Issue: Property taxation as a revenue source creates an incentive for communities to prefer high-value homes over ones that benefit their own residents, but instead can be a tool that promotes more home affordability and safety
- Change property transfer taxation rates for sales to be higher if the sale is of a primary residence that will no longer be used as such, or if ownership has been short term (helping to dampen creation of short-term rentals (STRs) and flipping. This can be customized to exempt things like ski condos, etc.). Channel revenue to address the problem.
- Change property taxation to make housing not a speculative asset (which drives some neighbor concerns about loss in value).
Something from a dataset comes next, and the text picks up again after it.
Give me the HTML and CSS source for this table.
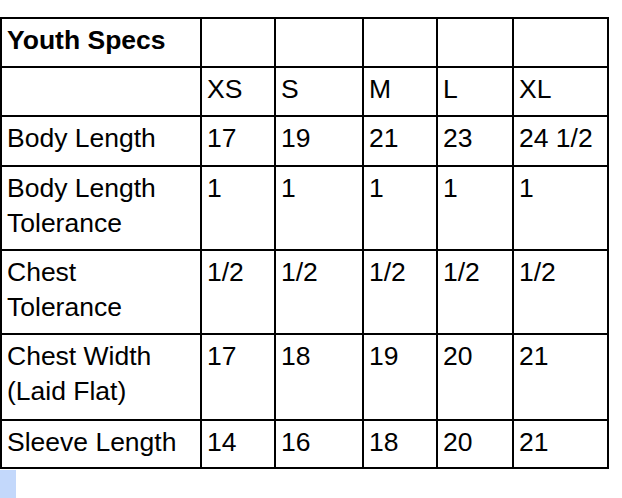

- Change property tax to recognize affordability covenants in valuation to lower tax burden.
- Create property tax ‘holiday’ to forego increased value for some amount of time for improvements to property used for code/safety/health and for affordable housing apartment projects. Enable municipalities to establish “housing opportunity zones” with limited-time property tax relief via expansion of the Community Revitalization Tax Incentive (RSA 79-e).
Issue: Economic development funding tools need to expand as housing is often the most needed item by local employers.
- Expand TIF districts to incorporate housing. Permit municipal economic development and revitalization districts (NH RSA 162-k) to be used for residential housing.
- Provide additional funding for affordable housing. In New Hampshire, at least $10 million per biennium for the state affordable housing trust fund should be provided.
- Fund permanent supportive housing units.
- Increase funding for support agencies to provide counseling services so that prospective owners and tenants can better meet their housing needs.
- Increase state funding for local and regional planning to focus on planning for housing needs.
- Review Vermont rules to see if there are areas to use technical merits versus an inflexible rule. For example, Vermont Wastewater System and Potable Water Supply Rules (Rules) effective April 12, 2019 require 24-inches of suitable soil to consider an on-site wastewater disposal system. In contrast, New Hampshire wastewater regulations allow a system in all settings except what it defines as Hydric A soils and wetlands.
Issue: (VT specific) Act 250 creates a second layer of permitting in some areas with sufficient local permitting.
- Remove Act 250 permitting for affordable housing projects in any state designated areas that are covered by local zoning and subdivision.
Issue: Short-term rentals (STRs) can be detrimental to affordability. The location and existence of such rentals is often a mystery to towns.
- Require all rentals to register with the state and town. Have higher registration rates for STRs and use rental registry fees to fund the inspection and improvement program.
- Clearly enable local regulation of STRs.
Issue: (VT specific) Rental conditions are often poor due to lack of inspection and enforcement. Most towns lack capacity to do inspections and enforcement.
- Create a state inspection and enforcement program that can be delegated to the local level if desired. Couple increased inspections with funding to make code improvements.